Many of the youths who have returned are not particularly happy with MGNREGS work as the sole rural job creation initiative. The new generation migrant youths have skills such as dyeing and tailoring. The government should create livelihood options by taking into consideration locally available resources and skill sets of the youths, experts feel.

In order to ensure food security of the poor and needy, the government announced that all eligible migrant workers returning to the State would be covered under its food security scheme. A total of 3.18 lakh people, who were out of the food security net in the State before the lockdown, have been added to the list of beneficiaries since the last week of March.

In order to create employment opportunities for skilled workers, the State Council of Ministers has approved the proposals for the establishment of two industrial parks, a textile park at Dhamra in Bhadrak district and a medical park at Dhenkanal. While the Dhamra project is expected to create employment opportunities for 20,000 people, 16,000 people will get jobs at Dhenkanal. The Cabinet has approved many proposals, including an amendment to the State tourism policy to facilitate land allocation for hotel projects.

In order to fight the pandemic in the coming days, the Council of Ministers decided to form committees at ward level for effective community surveillance. The decision follows the active participation of PRIs in the fight against COVID-19.

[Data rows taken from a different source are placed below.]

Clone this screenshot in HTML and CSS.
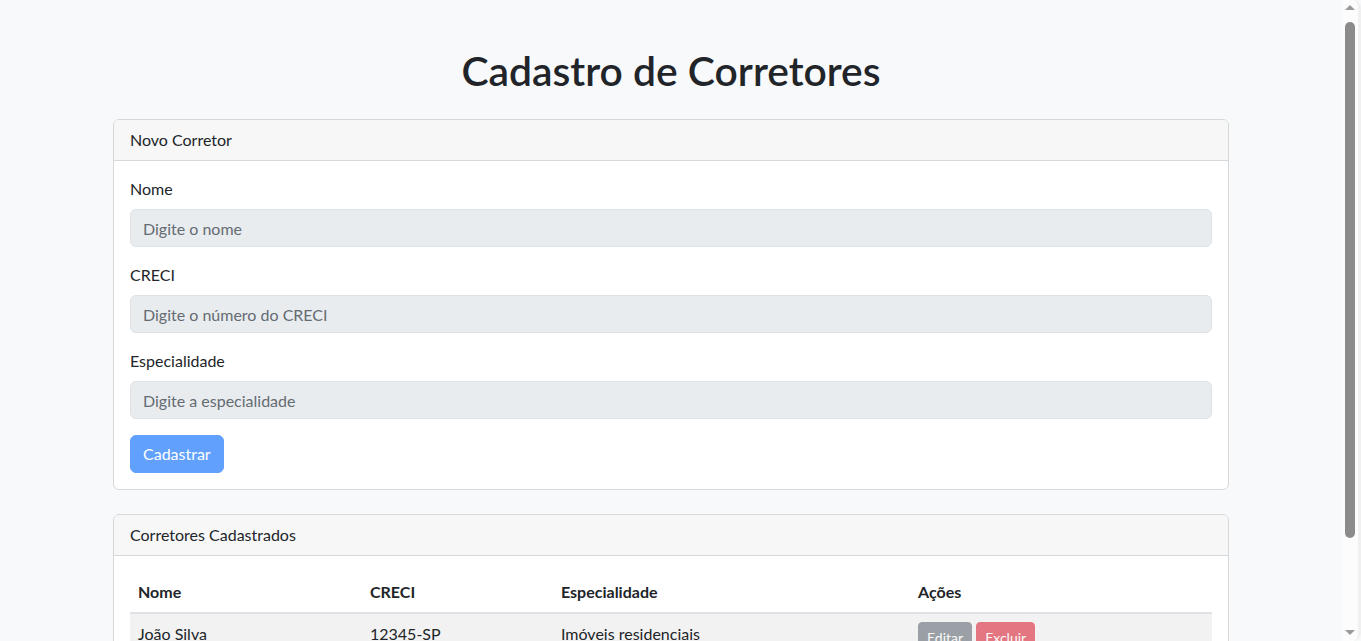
FILE: index.html
```html
<!DOCTYPE html>
<html lang="pt-BR">
<head>
<meta charset="utf-8">
<title>Cadastro de Corretores</title>
<link rel="stylesheet" href="styles.css">
</head>
<body>
<div class="container">
  <h1 class="title">Cadastro de Corretores</h1>

  <div class="card">
    <div class="card-header">Novo Corretor</div>
    <div class="card-body">
      <form class="form">
        <fieldset class="fieldset" disabled>
          <div class="field">
            <label class="form-label" for="nome">Nome</label>
            <input class="form-control" id="nome" type="text" placeholder="Digite o nome">
          </div>
          <div class="field">
            <label class="form-label" for="creci">CRECI</label>
            <input class="form-control" id="creci" type="text" placeholder="Digite o número do CRECI">
          </div>
          <div class="field">
            <label class="form-label" for="esp">Especialidade</label>
            <input class="form-control" id="esp" type="text" placeholder="Digite a especialidade">
          </div>
          <button class="btn btn-primary" type="submit">Cadastrar</button>
        </fieldset>
      </form>
    </div>
  </div>

  <div class="card">
    <div class="card-header">Corretores Cadastrados</div>
    <div class="card-body">
      <table class="table">
        <thead>
          <tr>
            <th class="col-nome">Nome</th>
            <th class="col-creci">CRECI</th>
            <th class="col-esp">Especialidade</th>
            <th class="col-acoes">Ações</th>
          </tr>
        </thead>
        <tbody>
          <tr class="striped">
            <td>João Silva</td>
            <td>12345-SP</td>
            <td>Imóveis residenciais</td>
            <td>
              <button class="btn btn-sm btn-secondary" disabled>Editar</button>
              <button class="btn btn-sm btn-danger" disabled>Excluir</button>
            </td>
          </tr>
        </tbody>
      </table>
    </div>
  </div>
</div>

<div class="scrollbar" aria-hidden="true">
  <span class="sb-arrow sb-up"></span>
  <span class="sb-thumb"></span>
  <span class="sb-arrow sb-down"></span>
</div>
</body>
</html>
```
FILE: styles.css
```css
*, *::before, *::after { box-sizing: border-box; }

html, body { margin: 0; }

body {
  background: #f8f9fa;
  color: #212529;
  font-family: Lato, "Liberation Sans", sans-serif;
  font-size: 16px;
  line-height: 24px;
  padding-right: 19px;
}

.container {
  max-width: 1140px;
  margin: 0 auto;
  padding: 47px 12px 48px;
}

.title {
  margin: 0 0 24px;
  font-size: 40.8px;
  font-weight: 600;
  line-height: 48px;
  text-align: center;
  color: #212529;
}

.card {
  background: #fff;
  border: 1px solid #d7d8d9;
  border-radius: 6px;
  margin-bottom: 24px;
}

.card-header {
  padding: 8px 16px;
  background: #f7f7f7;
  border-bottom: 1px solid #d7d8d9;
  border-radius: 5px 5px 0 0;
}

.card-body {
  padding: 16px;
}

.form { margin: 0; }

.fieldset {
  border: 0;
  margin: 0;
  padding: 0;
  min-width: 0;
}

.field { margin-bottom: 16px; }

.form-label {
  display: block;
  margin-bottom: 8px;
}

.form-control {
  display: block;
  width: 100%;
  height: 38px;
  padding: 6px 12px;
  font-family: inherit;
  font-size: 16px;
  line-height: 24px;
  color: #212529;
  background: #e9ecef;
  border: 1px solid #dee2e6;
  border-radius: 6px;
  margin: 0;
}

.form-control::placeholder { color: #646b72; opacity: 1; }

.btn {
  display: inline-block;
  font-family: inherit;
  font-size: 16px;
  line-height: 24px;
  padding: 6px 12px;
  border: 1px solid transparent;
  border-radius: 6px;
  color: #fff;
  margin: 0;
  vertical-align: middle;
}

.btn:disabled { opacity: 0.65; }

.btn-primary { background: #0d6efd; border-color: #0d6efd; }
.btn-secondary { background: #6c757d; border-color: #6c757d; }
.btn-danger { background: #dc3545; border-color: #dc3545; }

.btn-sm {
  padding: 4px 8px;
  font-size: 14px;
  line-height: 21px;
  border-radius: 4px;
}

.table {
  width: 100%;
  border-collapse: collapse;
  margin-bottom: 16px;
}

.table th, .table td {
  padding: 8px;
  text-align: left;
  vertical-align: top;
  border-bottom: 1px solid #dee2e6;
}

.table th { font-weight: 700; }

.table thead th { border-bottom: 2px solid #dee2e6; }

.striped td { background: #f2f2f2; }

.col-nome { width: 232px; }
.col-creci { width: 191px; }
.col-esp { width: 357px; }
.col-acoes { width: 302px; }

/* imitation of the browser scrollbar seen in the screenshot */
.scrollbar {
  position: fixed;
  top: 0;
  right: 0;
  bottom: 0;
  width: 19px;
  background: #fcfcfc;
  border-right: 3px solid #f0f0f0;
  border-radius: 0 8px 8px 0;
}

.sb-thumb {
  position: absolute;
  left: 3px;
  top: 22px;
  width: 10px;
  height: 516px;
  background: #8b8b8b;
  border-radius: 5px;
}

.sb-arrow {
  position: absolute;
  left: 3px;
  width: 0;
  height: 0;
  border-left: 5px solid transparent;
  border-right: 5px solid transparent;
}

.sb-up { top: 5px; border-bottom: 5px solid #9a9a9a; }
.sb-down { bottom: 6px; border-top: 5px solid #9a9a9a; }
```
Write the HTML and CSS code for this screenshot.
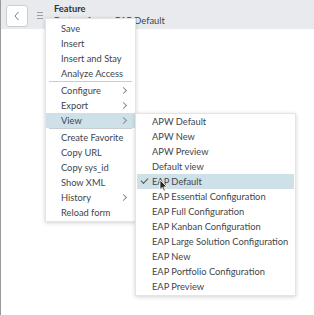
FILE: index.html
```html
<!DOCTYPE html>
<html>
    <head>
        <meta charset="utf-8" />
        <title>Feature</title>
        <link rel="stylesheet" href="styles.css">
    </head>

    <body>
        <div class="page">
            <!-- header -->
            <div class="header">
                <button class="back">
                    <svg width="8" height="10" viewBox="0 0 8 10"><path d="M5.5 1 L2 5 L5.5 9" fill="none" stroke="#7a8288" stroke-width="1"/></svg>
                </button>
                <span class="burger"></span>
                <div class="titles">
                    <div class="title">Feature</div>
                    <div class="subtitle">Feature form - EAP Default</div>
                </div>
            </div>

            <!-- context menu -->
            <div class="menu">
                <div class="item">Save</div>
                <div class="item">Insert</div>
                <div class="item">Insert and Stay</div>
                <div class="item">Analyze Access</div>
                <div class="sep"></div>
                <div class="item sub">Configure</div>
                <div class="item sub">Export</div>
                <div class="item sub active">View</div>
                <div class="sep"></div>
                <div class="item">Create Favorite</div>
                <div class="item">Copy URL</div>
                <div class="item">Copy sys_id</div>
                <div class="item">Show XML</div>
                <div class="item sub">History</div>
                <div class="item">Reload form</div>
            </div>

            <!-- view submenu -->
            <div class="submenu">
                <div class="item">APW Default</div>
                <div class="item">APW New</div>
                <div class="item">APW Preview</div>
                <div class="item">Default view</div>
                <div class="item checked active">EAP Default</div>
                <div class="item">EAP Essential Configuration</div>
                <div class="item">EAP Full Configuration</div>
                <div class="item">EAP Kanban Configuration</div>
                <div class="item">EAP Large Solution Configuration</div>
                <div class="item">EAP New</div>
                <div class="item">EAP Portfolio Configuration</div>
                <div class="item">EAP Preview</div>
            </div>

            <svg class="cursor" width="9" height="13" viewBox="0 0 9 13"><path d="M1 1 L1 10.5 L3.3 8.4 L4.9 12 L6.3 11.4 L4.8 7.9 L7.8 7.9 Z" fill="#222" stroke="#fff" stroke-width="0.8"/></svg>
        </div>
    </body>
</html>
```

FILE: styles.css
```css
body {
    margin: 0;
    font-family: Lato, "Open Sans", sans-serif;
    color: #41464b;
    background: #fff;
}

.page {
    position: relative;
    width: 314px;
    height: 315px;
    border-left: 1px solid #9a9a9a;
    box-sizing: border-box;
    overflow: hidden;
}

.header {
    display: grid;
    grid-template-columns: 22px 6px auto;
    column-gap: 0;
    align-items: start;
    height: 29px;
    background: #e8eaed;
    padding: 5px 0 0 5px;
    box-sizing: border-box;
}

.back {
    display: flex;
    align-items: center;
    justify-content: center;
    width: 22px;
    height: 22px;
    margin: 0;
    padding: 0;
    background: #fff;
    border: 1px solid #c9ced3;
    border-radius: 3px;
}

.burger {
    display: block;
    width: 6px;
    height: 5px;
    margin: 7px 0 0 9px;
    border-top: 1px solid #9aa0a6;
    border-bottom: 1px solid #9aa0a6;
    background: linear-gradient(#9aa0a6, #9aa0a6) center / 100% 1px no-repeat;
}

.titles {
    margin: -2px 0 0 20px;
    font-size: 9.3px;
    line-height: 12px;
    white-space: nowrap;
}

.title {
    font-weight: bold;
    color: #2e3338;
}

.subtitle {
    color: #41464b;
}

.menu,
.submenu {
    position: absolute;
    background: #fff;
    border: 1px solid #e2e4e6;
    box-shadow: 0 1px 4px rgba(0, 0, 0, 0.18);
    font-size: 9.3px;
}

.menu {
    left: 44px;
    top: 18px;
    width: 89px;
    padding: 2px 0 1px;
}

.submenu {
    left: 134px;
    top: 113px;
    width: 159px;
    padding: 0 0 1px;
}

.item {
    position: relative;
    height: 15px;
    line-height: 15px;
    padding-left: 15px;
    white-space: nowrap;
}

.submenu .item {
    padding-left: 15px;
    margin: 0 1px;
}

.item.active {
    background: #cfe1e8;
}

.sub::after {
    content: "";
    position: absolute;
    right: 9px;
    top: 5px;
    width: 4px;
    height: 4px;
    border-top: 1px solid #8a9096;
    border-right: 1px solid #8a9096;
    transform: rotate(45deg);
}

.checked::before {
    content: "";
    position: absolute;
    left: 4px;
    top: 4px;
    width: 6px;
    height: 3px;
    border-left: 1px solid #555;
    border-bottom: 1px solid #555;
    transform: rotate(-45deg);
}

.sep {
    height: 1px;
    margin: 0 3px 1px;
    background: #c9cdd1;
}

.cursor {
    position: absolute;
    left: 158px;
    top: 179px;
}
```
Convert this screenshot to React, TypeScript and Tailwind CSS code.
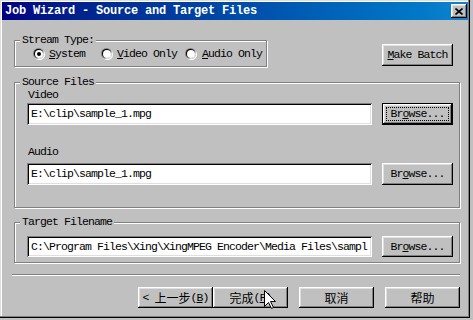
import React from "react";

const raised =
  "shadow-[inset_-1px_-1px_0_#000,inset_1px_1px_0_#fff,inset_-2px_-2px_0_#808080,inset_2px_2px_0_#dfdfdf]";
const sunken =
  "shadow-[inset_1px_1px_0_#808080,inset_-1px_-1px_0_#fff,inset_2px_2px_0_#000,inset_-2px_-2px_0_#dfdfdf]";
const etched = "border border-[#808080] shadow-[1px_1px_0_#fff,inset_1px_1px_0_#fff]";
const mono = "font-['Liberation_Mono',monospace] text-[11.5px] tracking-[-0.9px] leading-[12px] text-black whitespace-pre";
const cjk = "font-['Noto_Sans_CJK_SC',sans-serif] text-[12px] leading-[12px] tracking-normal";

function Radio({ checked }: { checked?: boolean }) {
  return (
    <svg width="12" height="12" viewBox="0 0 12 12" className="shrink-0">
      <circle cx="6.5" cy="6.5" r="5.5" fill="#fff" />
      <circle cx="5.5" cy="5.5" r="5.5" fill="#808080" />
      <circle cx="6.5" cy="6.5" r="4.5" fill="#dfdfdf" />
      <circle cx="5.5" cy="5.5" r="4.5" fill="#000" />
      <circle cx="6" cy="6" r="4" fill="#fff" />
      {checked && <circle cx="6" cy="6" r="2" fill="#000" />}
    </svg>
  );
}

function Legend({ children }: { children: React.ReactNode }) {
  return (
    <span className={`absolute left-[5px] top-[-7px] px-[2px] bg-[#c0c0c0] ${mono}`}>{children}</span>
  );
}

function U({ children }: { children: React.ReactNode }) {
  return <span className="underline decoration-1 underline-offset-[1px]">{children}</span>;
}

function Field({ text, className }: { text: string; className?: string }) {
  return (
    <div className={`bg-white ${sunken} flex items-center pl-[4px] overflow-hidden ${className ?? ""}`}>
      <span className={mono}>{text}</span>
    </div>
  );
}

function BrowseBtn({ focused, className }: { focused?: boolean; className?: string }) {
  if (focused) {
    return (
      <div className={`w-[71px] border border-black bg-[#c0c0c0] ${raised} flex p-[3px] ${className ?? ""}`}>
        <div className="flex-1 border border-dotted border-black flex items-center justify-center">
          <span className={mono}>
            Br<U>o</U>wse...
          </span>
        </div>
      </div>
    );
  }
  return (
    <div className={`w-[71px] bg-[#c0c0c0] ${raised} flex items-center justify-center ${className ?? ""}`}>
      <span className={mono}>
        Br<U>o</U>wse...
      </span>
    </div>
  );
}

export default function App() {
  return (
    <div className="relative w-[473px] h-[320px] bg-[#c0c0c0] overflow-hidden">
      <div className="w-[470px] h-[318px] flex flex-col shadow-[inset_-1px_-1px_0_#000,inset_-2px_-2px_0_#808080,inset_1px_1px_0_#dfdfdf,inset_2px_2px_0_#fff]">
        {/* Title bar */}
        <div className="mx-[2px] mt-[2px] h-[18px] flex items-center bg-linear-to-r from-[#000080] to-[#1084d0]">
          <span className="pl-[3px] font-['Liberation_Mono',monospace] font-bold text-[12px] tracking-[-0.2px] leading-[14px] text-white whitespace-pre">
            Job Wizard - Source and Target Files
          </span>
          <div className={`ml-auto mr-[1px] w-[16px] h-[14px] bg-[#c0c0c0] ${raised} flex items-center justify-center`}>
            <svg width="8" height="7" viewBox="0 0 8 7">
              <path d="M0.5 0.5 L7.5 6.5 M7.5 0.5 L0.5 6.5" stroke="#000" strokeWidth="1.6" fill="none" />
            </svg>
          </div>
        </div>

        {/* Stream type row */}
        <div className="mt-[20px] ml-[14px] flex items-start">
          <div className={`relative w-[253px] h-[27px] ${etched} flex items-center pl-[18px]`}>
            <Legend>Stream Type:</Legend>
            <div className="w-[68px] flex items-center gap-[4px]">
              <Radio checked />
              <span className={mono}>
                <U>S</U>ystem
              </span>
            </div>
            <div className="w-[84px] flex items-center gap-[4px]">
              <Radio />
              <span className={mono}>
                <U>V</U>ideo Only
              </span>
            </div>
            <div className="flex items-center gap-[5px]">
              <Radio />
              <span className={mono}>
                <U>A</U>udio Only
              </span>
            </div>
          </div>
          <div className={`ml-[115px] mt-[4px] w-[71px] h-[22px] bg-[#c0c0c0] ${raised} flex items-center justify-center`}>
            <span className={mono}>
              <U>M</U>ake Batch
            </span>
          </div>
        </div>

        {/* Source files */}
        <div className={`relative mt-[15px] ml-[14px] w-[446px] h-[126px] ${etched} flex flex-col`}>
          <Legend>Source Files</Legend>
          <span className={`mt-[6px] ml-[13px] ${mono}`}>Video</span>
          <div className="mt-[2px] ml-[12px] flex">
            <Field text={"E:\\clip\\sample_1.mpg"} className="w-[345px] h-[22px]" />
            <BrowseBtn focused className="ml-[10px] h-[22px]" />
          </div>
          <span className={`mt-[21px] ml-[13px] ${mono}`}>Audio</span>
          <div className="mt-[5px] ml-[12px] flex">
            <Field text={"E:\\clip\\sample_1.mpg"} className="w-[345px] h-[22px]" />
            <BrowseBtn className="ml-[10px] h-[22px]" />
          </div>
        </div>

        {/* Target filename */}
        <div className={`relative mt-[14px] ml-[14px] w-[446px] h-[41px] ${etched} flex flex-col`}>
          <Legend>Target Filename</Legend>
          <div className="mt-[13px] ml-[12px] flex">
            <Field
              text={"C:\\Program Files\\Xing\\XingMPEG Encoder\\Media Files\\sampl"}
              className="w-[345px] h-[21px]"
            />
            <BrowseBtn className="ml-[10px] h-[21px]" />
          </div>
        </div>

        {/* Separator */}
        <div className="mt-[11px] ml-[12px] w-[448px] h-0 border-t border-t-[#808080] border-b border-b-white" />

        {/* Bottom buttons */}
        <div className="mt-[11px] ml-[138px] flex">
          <div className={`w-[75px] h-[21px] bg-[#c0c0c0] ${raised} flex items-center justify-center`}>
            <span className={mono}>{"< "}</span>
            <span className={cjk}>上一步</span>
            <span className={mono}>
              (<U>B</U>)
            </span>
          </div>
          <div className={`w-[75px] h-[21px] bg-[#c0c0c0] ${raised} flex items-center justify-center`}>
            <span className={cjk}>完成</span>
            <span className={mono}>
              (<U>F</U>)
            </span>
          </div>
          <div className={`ml-[11px] w-[75px] h-[21px] bg-[#c0c0c0] ${raised} flex items-center justify-center`}>
            <span className={cjk}>取消</span>
          </div>
          <div className={`ml-[11px] w-[75px] h-[21px] bg-[#c0c0c0] ${raised} flex items-center justify-center`}>
            <span className={cjk}>帮助</span>
          </div>
        </div>
      </div>

      {/* Mouse cursor */}
      <svg className="absolute left-[264px] top-[290px]" width="13" height="20" viewBox="0 0 13 20">
        <path
          d="M0.5 0.5 L0.5 16.5 L4.5 12.5 L7.5 18.5 L9.5 17.5 L6.5 11.5 L11.5 11.5 Z"
          fill="#fff"
          stroke="#000"
          strokeWidth="1"
          strokeLinejoin="miter"
        />
      </svg>
    </div>
  );
}
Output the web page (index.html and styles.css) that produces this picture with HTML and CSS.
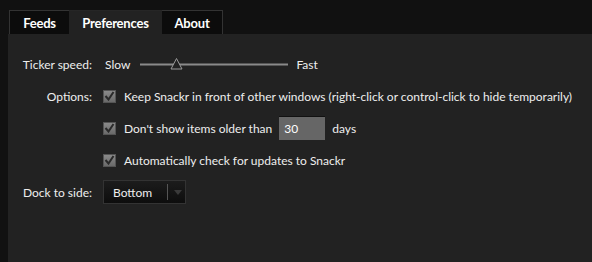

The people of the State have wholeheartedly supported the government’s initiatives to control the spread of COVID-19. This was evident when Odia people responded to the Chief Minister’s call and sang the patriotic song “Bande Utkala Janani” on the evening of May 30 in honour of COVID warriors who have worked tirelessly to contain the spread of the contagion.

Naveen Patnaik may draw similar support from the people when COVID-19 cases start decreasing in the coming days and the measures he has initiated to face the economic crisis start bearing fruit. As rebooting of the economy becomes a priority, Odisha has no time to waste in planning and executing strategies to create new jobs on a war footing. Feedback on creation of jobs has to come from the grassroots level with the involvement of elected representatives.